---------- INPUT ROWS ----------

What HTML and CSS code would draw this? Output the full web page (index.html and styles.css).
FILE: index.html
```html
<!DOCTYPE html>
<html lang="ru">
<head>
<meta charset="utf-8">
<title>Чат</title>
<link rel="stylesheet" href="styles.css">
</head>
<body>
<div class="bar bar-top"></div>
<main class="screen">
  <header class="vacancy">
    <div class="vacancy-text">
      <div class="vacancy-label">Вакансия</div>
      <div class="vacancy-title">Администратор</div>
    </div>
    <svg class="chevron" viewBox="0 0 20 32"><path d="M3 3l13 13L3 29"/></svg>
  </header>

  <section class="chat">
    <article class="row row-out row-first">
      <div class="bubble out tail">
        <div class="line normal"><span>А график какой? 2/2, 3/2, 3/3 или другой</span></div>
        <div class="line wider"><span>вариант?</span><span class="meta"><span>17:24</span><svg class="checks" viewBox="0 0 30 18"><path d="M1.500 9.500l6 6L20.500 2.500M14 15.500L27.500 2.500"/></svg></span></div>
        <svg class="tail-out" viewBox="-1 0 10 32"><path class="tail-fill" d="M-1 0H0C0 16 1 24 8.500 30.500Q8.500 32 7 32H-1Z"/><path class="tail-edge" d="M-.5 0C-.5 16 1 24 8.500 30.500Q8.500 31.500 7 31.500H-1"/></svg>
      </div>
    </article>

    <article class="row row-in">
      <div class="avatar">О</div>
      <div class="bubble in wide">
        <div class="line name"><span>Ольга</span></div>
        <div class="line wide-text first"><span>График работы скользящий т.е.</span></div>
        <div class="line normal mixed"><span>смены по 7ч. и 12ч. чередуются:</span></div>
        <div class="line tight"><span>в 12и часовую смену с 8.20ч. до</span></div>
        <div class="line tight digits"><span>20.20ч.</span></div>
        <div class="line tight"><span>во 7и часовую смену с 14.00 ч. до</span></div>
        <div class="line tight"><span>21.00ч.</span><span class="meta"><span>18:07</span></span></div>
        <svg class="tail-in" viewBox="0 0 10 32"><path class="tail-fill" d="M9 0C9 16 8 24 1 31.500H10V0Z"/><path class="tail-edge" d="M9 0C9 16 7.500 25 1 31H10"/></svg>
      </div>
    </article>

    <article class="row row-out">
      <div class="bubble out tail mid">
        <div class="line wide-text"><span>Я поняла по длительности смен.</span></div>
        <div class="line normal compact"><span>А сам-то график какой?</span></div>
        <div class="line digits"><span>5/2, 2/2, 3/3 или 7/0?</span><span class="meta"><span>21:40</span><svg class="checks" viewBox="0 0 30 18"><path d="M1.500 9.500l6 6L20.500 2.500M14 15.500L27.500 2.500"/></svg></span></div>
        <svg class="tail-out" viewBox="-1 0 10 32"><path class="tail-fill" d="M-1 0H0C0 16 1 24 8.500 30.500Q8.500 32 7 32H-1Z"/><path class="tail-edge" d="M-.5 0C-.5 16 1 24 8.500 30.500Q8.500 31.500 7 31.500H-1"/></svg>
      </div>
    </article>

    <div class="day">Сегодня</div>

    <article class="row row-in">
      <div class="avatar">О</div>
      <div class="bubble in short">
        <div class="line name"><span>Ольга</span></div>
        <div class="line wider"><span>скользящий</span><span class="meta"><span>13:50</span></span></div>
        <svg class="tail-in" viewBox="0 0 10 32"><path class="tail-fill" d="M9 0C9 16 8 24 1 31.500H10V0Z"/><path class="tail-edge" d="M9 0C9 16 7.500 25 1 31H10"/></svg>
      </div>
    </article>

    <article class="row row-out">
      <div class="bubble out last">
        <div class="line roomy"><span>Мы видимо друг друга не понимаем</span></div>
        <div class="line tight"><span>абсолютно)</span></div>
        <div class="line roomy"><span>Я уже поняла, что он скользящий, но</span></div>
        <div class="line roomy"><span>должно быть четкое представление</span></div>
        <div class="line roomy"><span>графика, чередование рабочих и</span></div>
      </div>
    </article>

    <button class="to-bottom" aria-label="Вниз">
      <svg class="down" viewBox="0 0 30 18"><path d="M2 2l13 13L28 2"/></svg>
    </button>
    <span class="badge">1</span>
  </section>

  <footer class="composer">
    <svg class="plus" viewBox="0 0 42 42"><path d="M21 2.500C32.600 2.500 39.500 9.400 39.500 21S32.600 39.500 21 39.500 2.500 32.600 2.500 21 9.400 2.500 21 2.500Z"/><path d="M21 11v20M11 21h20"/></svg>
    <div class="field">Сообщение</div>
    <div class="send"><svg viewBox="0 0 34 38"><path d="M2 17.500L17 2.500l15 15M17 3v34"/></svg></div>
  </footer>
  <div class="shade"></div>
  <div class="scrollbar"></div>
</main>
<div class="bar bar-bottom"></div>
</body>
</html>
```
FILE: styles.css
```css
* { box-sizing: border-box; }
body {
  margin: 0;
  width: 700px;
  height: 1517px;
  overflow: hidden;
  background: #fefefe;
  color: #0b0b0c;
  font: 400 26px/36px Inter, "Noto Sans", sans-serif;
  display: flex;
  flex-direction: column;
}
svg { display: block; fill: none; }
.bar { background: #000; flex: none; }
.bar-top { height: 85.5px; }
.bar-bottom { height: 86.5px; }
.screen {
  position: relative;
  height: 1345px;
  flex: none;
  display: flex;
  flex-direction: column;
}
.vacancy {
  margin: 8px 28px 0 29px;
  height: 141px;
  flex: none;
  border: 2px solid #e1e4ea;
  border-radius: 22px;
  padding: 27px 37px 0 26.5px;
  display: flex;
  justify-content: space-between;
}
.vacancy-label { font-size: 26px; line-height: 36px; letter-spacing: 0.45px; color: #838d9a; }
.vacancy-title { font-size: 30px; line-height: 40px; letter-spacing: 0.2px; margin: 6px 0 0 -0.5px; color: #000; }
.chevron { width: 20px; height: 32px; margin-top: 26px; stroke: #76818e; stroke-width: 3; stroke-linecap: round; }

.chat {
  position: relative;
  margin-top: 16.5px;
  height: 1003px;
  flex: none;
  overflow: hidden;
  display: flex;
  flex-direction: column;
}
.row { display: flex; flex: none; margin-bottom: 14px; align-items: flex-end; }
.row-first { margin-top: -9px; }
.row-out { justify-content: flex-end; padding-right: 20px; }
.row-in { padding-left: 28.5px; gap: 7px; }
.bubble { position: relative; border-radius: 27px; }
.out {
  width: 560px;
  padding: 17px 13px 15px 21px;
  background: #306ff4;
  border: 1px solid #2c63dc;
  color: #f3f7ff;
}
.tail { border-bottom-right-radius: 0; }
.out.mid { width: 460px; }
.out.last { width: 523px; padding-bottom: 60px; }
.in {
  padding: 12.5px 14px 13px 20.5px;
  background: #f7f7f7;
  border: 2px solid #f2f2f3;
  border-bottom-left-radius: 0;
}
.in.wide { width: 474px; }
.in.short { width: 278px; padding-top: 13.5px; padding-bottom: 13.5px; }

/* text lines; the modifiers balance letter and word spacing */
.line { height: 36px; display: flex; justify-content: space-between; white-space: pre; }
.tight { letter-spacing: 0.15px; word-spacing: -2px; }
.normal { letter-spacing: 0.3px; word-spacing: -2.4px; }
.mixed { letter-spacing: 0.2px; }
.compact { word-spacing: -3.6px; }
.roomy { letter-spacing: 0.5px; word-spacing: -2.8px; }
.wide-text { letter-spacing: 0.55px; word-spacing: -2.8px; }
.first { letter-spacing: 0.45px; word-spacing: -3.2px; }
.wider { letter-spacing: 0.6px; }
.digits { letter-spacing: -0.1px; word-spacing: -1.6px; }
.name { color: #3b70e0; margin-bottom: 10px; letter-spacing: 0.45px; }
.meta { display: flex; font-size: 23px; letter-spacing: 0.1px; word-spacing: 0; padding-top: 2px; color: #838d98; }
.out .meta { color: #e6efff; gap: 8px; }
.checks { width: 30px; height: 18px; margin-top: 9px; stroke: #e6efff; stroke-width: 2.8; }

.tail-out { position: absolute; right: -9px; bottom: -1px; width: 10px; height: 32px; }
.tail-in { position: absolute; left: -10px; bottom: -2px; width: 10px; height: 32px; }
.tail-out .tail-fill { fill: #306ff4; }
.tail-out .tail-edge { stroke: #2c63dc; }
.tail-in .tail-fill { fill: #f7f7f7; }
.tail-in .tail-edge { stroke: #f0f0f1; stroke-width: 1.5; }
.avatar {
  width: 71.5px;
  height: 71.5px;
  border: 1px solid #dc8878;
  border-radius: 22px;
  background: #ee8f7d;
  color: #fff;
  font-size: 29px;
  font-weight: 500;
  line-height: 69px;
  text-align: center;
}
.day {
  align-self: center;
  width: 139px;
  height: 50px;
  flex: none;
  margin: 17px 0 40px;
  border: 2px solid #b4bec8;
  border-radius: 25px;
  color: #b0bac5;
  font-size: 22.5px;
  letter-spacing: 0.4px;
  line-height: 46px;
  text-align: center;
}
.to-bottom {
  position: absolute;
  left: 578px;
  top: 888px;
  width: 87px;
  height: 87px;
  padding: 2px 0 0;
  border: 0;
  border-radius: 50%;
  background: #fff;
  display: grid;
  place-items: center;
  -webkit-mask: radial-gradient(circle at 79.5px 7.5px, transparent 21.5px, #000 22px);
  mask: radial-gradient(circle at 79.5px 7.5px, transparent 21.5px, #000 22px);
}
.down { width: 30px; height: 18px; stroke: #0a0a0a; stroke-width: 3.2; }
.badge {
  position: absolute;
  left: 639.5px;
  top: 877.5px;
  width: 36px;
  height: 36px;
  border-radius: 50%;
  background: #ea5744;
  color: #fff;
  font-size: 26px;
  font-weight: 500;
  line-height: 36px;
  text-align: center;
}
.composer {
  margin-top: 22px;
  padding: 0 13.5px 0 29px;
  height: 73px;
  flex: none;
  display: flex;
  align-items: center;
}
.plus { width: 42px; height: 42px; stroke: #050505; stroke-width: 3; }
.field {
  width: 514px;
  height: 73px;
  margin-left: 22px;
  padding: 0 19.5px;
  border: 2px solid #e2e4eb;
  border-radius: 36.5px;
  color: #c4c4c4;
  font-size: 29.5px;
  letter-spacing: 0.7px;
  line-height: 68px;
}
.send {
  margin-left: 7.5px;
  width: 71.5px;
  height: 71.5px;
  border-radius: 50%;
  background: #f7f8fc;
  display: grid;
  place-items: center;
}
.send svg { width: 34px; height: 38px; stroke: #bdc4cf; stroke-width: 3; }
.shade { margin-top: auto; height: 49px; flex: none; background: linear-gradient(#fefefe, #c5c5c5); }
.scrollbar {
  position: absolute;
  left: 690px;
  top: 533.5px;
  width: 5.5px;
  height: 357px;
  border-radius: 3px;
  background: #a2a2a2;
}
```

----------
---------- INPUT ROWS ----------

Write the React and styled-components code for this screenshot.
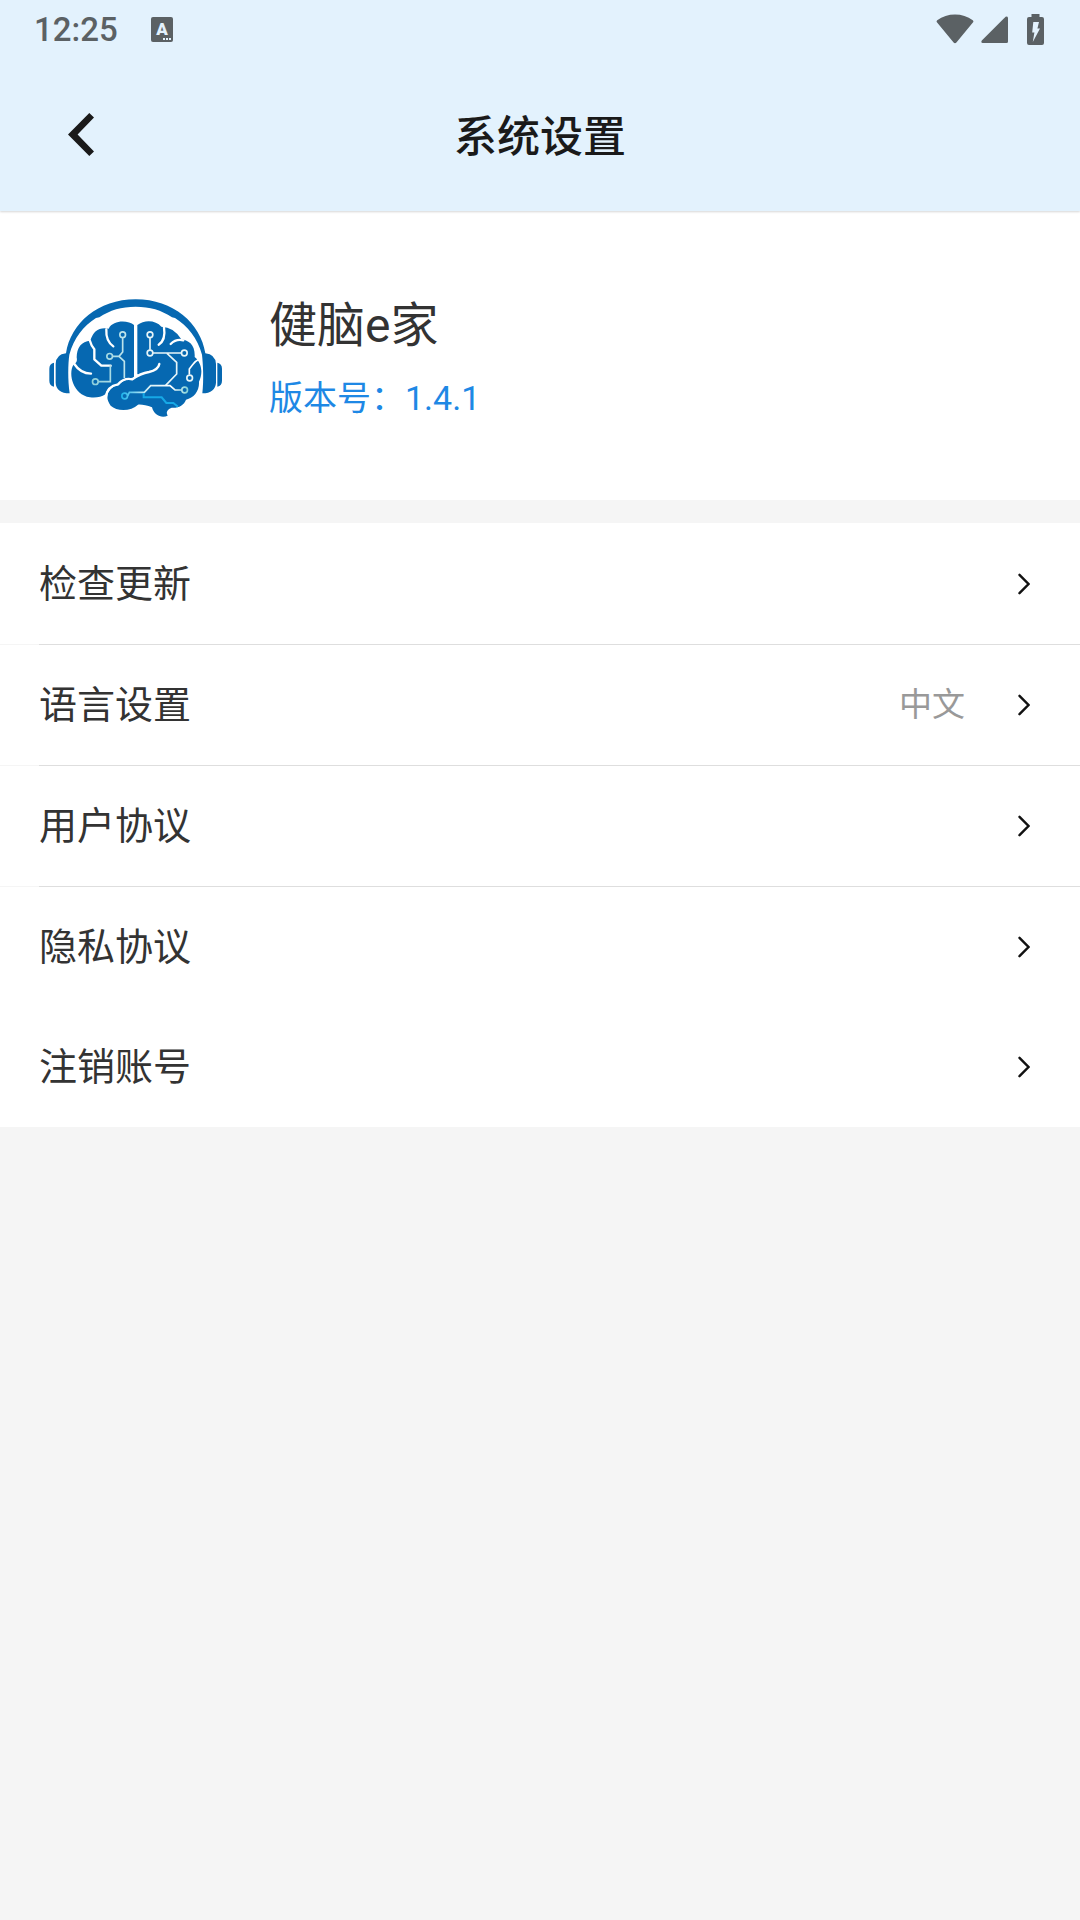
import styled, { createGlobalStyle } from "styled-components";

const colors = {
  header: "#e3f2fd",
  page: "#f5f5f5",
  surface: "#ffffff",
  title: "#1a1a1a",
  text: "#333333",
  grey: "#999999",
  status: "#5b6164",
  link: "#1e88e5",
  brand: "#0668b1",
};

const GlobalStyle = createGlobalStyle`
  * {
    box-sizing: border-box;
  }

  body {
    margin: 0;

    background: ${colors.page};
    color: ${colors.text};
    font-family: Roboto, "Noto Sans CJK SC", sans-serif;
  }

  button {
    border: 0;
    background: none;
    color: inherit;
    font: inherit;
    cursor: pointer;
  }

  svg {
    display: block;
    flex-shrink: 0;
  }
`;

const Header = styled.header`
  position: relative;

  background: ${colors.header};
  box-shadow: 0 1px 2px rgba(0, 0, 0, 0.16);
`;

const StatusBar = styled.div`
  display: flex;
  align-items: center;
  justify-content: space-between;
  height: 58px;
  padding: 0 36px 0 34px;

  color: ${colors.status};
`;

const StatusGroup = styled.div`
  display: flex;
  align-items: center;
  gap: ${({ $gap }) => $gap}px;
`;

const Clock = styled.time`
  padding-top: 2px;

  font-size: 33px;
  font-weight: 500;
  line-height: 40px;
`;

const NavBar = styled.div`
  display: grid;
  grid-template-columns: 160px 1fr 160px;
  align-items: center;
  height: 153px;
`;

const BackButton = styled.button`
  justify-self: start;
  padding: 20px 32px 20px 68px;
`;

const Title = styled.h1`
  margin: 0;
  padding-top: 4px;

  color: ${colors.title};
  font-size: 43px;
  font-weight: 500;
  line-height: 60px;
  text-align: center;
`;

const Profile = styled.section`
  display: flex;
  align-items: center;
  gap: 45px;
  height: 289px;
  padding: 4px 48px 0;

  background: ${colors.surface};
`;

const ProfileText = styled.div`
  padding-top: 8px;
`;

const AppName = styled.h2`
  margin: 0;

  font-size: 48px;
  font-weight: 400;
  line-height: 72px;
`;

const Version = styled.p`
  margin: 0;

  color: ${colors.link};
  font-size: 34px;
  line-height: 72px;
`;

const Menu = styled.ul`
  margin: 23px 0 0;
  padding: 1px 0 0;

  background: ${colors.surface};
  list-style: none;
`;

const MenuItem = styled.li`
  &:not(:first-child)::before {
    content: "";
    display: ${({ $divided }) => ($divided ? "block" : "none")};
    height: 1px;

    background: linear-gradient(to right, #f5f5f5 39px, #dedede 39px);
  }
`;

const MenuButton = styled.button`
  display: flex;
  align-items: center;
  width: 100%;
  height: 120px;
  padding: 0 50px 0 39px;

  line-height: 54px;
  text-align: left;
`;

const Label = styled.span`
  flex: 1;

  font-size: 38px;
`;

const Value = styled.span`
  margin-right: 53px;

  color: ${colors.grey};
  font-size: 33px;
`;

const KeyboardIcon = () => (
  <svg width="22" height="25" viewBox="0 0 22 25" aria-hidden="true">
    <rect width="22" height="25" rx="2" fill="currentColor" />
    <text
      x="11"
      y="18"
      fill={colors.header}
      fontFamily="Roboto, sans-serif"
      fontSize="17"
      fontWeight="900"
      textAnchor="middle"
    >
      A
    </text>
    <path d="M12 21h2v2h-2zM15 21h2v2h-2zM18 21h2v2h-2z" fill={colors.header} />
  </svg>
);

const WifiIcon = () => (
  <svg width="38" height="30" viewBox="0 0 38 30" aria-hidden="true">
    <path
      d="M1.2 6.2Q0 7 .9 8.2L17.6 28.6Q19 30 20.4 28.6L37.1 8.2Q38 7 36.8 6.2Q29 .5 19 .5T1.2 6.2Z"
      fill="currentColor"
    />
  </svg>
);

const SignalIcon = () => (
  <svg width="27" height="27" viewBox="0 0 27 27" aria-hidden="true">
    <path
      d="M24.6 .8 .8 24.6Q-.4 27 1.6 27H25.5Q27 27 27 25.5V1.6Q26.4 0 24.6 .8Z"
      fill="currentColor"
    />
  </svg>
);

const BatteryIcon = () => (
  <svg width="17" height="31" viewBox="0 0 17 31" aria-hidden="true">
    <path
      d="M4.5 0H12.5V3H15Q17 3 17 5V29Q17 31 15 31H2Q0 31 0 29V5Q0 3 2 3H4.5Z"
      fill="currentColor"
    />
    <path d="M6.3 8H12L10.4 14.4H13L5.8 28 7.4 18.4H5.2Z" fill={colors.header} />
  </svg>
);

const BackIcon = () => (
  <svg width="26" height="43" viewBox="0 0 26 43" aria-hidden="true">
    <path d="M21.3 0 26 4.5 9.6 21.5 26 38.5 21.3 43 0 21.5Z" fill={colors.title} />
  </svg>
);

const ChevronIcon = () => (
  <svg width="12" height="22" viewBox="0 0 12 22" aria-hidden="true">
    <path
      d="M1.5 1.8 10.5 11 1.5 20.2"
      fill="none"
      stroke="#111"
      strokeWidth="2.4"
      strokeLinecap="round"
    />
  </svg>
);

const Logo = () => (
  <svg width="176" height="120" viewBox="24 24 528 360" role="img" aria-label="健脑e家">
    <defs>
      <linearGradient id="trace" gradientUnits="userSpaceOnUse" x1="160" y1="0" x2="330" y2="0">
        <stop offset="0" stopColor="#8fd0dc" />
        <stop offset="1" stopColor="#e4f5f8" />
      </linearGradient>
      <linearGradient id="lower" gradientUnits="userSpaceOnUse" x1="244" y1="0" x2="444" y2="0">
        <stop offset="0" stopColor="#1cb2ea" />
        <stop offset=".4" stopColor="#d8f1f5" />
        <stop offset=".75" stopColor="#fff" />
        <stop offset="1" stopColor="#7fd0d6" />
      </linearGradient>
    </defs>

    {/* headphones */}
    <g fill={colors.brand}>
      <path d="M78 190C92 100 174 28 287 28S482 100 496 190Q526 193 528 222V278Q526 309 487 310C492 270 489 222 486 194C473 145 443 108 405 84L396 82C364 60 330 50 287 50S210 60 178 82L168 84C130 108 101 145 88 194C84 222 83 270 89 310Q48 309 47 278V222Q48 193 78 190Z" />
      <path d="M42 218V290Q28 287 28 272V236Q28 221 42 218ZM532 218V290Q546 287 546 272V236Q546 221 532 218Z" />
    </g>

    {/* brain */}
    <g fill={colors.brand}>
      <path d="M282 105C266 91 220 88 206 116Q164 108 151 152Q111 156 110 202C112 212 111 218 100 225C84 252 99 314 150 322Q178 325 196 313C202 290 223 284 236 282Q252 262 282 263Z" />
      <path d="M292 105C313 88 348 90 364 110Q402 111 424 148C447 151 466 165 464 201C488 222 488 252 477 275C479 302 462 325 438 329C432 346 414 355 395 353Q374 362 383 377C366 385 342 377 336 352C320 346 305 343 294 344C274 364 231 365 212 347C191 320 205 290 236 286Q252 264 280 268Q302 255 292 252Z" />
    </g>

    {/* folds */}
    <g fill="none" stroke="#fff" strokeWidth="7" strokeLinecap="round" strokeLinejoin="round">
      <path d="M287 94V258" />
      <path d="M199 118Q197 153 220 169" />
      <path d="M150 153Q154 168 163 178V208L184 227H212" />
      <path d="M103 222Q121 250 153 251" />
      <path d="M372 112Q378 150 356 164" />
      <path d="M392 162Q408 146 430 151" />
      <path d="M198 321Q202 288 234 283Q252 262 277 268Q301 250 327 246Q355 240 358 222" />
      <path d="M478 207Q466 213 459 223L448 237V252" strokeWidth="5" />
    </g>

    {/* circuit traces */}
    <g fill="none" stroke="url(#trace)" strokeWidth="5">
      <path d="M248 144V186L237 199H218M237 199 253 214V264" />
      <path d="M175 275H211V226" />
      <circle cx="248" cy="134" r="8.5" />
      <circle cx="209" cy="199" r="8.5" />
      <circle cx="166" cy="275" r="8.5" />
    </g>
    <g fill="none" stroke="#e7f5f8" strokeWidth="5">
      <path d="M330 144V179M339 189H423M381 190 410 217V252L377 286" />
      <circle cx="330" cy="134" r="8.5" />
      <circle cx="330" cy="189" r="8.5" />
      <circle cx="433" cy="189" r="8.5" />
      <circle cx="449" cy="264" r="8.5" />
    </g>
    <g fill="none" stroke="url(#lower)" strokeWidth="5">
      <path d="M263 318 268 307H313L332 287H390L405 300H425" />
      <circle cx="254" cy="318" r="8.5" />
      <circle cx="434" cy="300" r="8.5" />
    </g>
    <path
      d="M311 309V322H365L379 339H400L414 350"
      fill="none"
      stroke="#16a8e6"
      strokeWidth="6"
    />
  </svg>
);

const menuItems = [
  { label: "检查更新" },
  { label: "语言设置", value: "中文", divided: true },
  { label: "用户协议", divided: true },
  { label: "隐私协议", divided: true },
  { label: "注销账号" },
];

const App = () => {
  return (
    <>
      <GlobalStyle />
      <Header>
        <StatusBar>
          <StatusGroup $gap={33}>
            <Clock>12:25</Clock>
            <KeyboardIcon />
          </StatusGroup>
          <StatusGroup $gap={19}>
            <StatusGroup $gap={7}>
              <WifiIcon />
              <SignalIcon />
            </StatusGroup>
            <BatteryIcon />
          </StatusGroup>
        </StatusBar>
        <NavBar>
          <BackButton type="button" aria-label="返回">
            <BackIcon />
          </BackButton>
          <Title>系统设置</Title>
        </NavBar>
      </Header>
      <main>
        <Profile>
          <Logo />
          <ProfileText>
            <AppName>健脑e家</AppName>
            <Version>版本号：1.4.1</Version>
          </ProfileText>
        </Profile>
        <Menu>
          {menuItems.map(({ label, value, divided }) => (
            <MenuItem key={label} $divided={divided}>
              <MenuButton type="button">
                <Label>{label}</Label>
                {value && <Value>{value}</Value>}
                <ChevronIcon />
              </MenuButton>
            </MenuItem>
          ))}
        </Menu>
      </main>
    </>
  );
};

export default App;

----------

• YOUR TASK
Extract every line containing the string "index" from the material.

• RESULT OF THE EXERCISE
What HTML and CSS code would draw this? Output the full web page (index.html and styles.css).
FILE: index.html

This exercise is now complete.